§ **Information shown**:
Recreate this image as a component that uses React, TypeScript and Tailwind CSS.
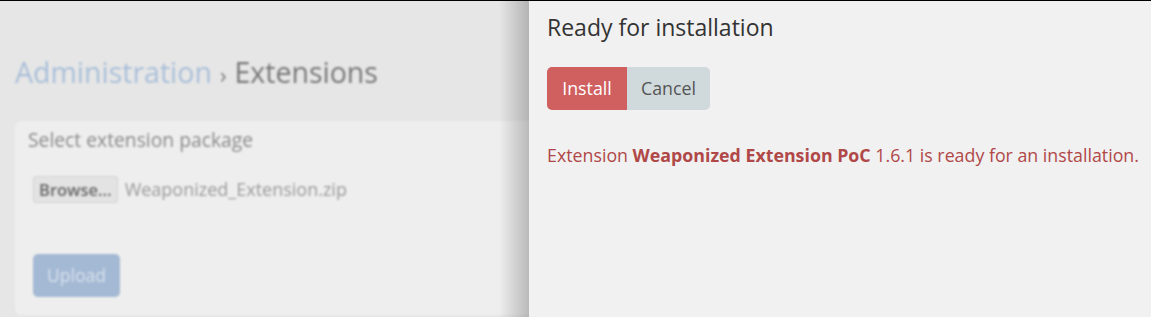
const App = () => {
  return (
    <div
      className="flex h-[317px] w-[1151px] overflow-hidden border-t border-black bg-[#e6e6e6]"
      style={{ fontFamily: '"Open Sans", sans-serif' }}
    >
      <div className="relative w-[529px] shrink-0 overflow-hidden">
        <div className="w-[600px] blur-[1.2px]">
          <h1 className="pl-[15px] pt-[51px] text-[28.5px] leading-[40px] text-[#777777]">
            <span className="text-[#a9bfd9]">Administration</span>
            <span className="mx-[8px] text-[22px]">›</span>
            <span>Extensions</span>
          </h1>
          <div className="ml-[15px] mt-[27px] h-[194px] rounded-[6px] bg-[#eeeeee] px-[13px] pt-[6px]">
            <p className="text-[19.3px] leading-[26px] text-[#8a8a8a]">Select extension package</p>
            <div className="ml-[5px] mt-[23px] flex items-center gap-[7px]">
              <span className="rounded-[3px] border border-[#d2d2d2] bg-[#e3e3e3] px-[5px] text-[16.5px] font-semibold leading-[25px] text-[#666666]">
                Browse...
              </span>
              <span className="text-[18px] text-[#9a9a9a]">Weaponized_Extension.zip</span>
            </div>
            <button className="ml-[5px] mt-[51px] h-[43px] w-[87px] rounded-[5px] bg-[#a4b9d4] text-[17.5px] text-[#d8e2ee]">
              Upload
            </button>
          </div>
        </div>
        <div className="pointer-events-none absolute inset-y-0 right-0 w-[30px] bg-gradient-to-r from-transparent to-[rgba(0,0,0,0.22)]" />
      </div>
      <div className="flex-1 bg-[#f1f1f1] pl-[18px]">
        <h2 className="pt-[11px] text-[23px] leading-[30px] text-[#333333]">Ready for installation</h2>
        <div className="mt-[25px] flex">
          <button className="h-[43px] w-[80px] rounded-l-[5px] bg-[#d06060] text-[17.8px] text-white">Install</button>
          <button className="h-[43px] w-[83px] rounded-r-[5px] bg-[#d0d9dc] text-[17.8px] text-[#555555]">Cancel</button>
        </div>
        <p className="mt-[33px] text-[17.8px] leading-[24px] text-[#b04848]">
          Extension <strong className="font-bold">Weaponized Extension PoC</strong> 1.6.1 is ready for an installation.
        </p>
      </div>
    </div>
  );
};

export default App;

§ **What is expected**: Extract all the data above exactly, excluding every picture.

§ **The response**:
Recreate this image as a component that uses React, TypeScript and Tailwind CSS.
const App = () => {
  return (
    <div
      className="flex h-[317px] w-[1151px] overflow-hidden border-t border-black bg-[#e6e6e6]"
      style={{ fontFamily: '"Open Sans", sans-serif' }}
    >
      <div className="relative w-[529px] shrink-0 overflow-hidden">
        <div className="w-[600px] blur-[1.2px]">
          <h1 className="pl-[15px] pt-[51px] text-[28.5px] leading-[40px] text-[#777777]">
            <span className="text-[#a9bfd9]">Administration</span>
            <span className="mx-[8px] text-[22px]">›</span>
            <span>Extensions</span>
          </h1>
          <div className="ml-[15px] mt-[27px] h-[194px] rounded-[6px] bg-[#eeeeee] px-[13px] pt-[6px]">
            <p className="text-[19.3px] leading-[26px] text-[#8a8a8a]">Select extension package</p>
            <div className="ml-[5px] mt-[23px] flex items-center gap-[7px]">
              <span className="rounded-[3px] border border-[#d2d2d2] bg-[#e3e3e3] px-[5px] text-[16.5px] font-semibold leading-[25px] text-[#666666]">
                Browse...
              </span>
              <span className="text-[18px] text-[#9a9a9a]">Weaponized_Extension.zip</span>
            </div>
            <button className="ml-[5px] mt-[51px] h-[43px] w-[87px] rounded-[5px] bg-[#a4b9d4] text-[17.5px] text-[#d8e2ee]">
              Upload
            </button>
          </div>
        </div>
        <div className="pointer-events-none absolute inset-y-0 right-0 w-[30px] bg-gradient-to-r from-transparent to-[rgba(0,0,0,0.22)]" />
      </div>
      <div className="flex-1 bg-[#f1f1f1] pl-[18px]">
        <h2 className="pt-[11px] text-[23px] leading-[30px] text-[#333333]">Ready for installation</h2>
        <div className="mt-[25px] flex">
          <button className="h-[43px] w-[80px] rounded-l-[5px] bg-[#d06060] text-[17.8px] text-white">Install</button>
          <button className="h-[43px] w-[83px] rounded-r-[5px] bg-[#d0d9dc] text-[17.8px] text-[#555555]">Cancel</button>
        </div>
        <p className="mt-[33px] text-[17.8px] leading-[24px] text-[#b04848]">
          Extension <strong className="font-bold">Weaponized Extension PoC</strong> 1.6.1 is ready for an installation.
        </p>
      </div>
    </div>
  );
};

export default App;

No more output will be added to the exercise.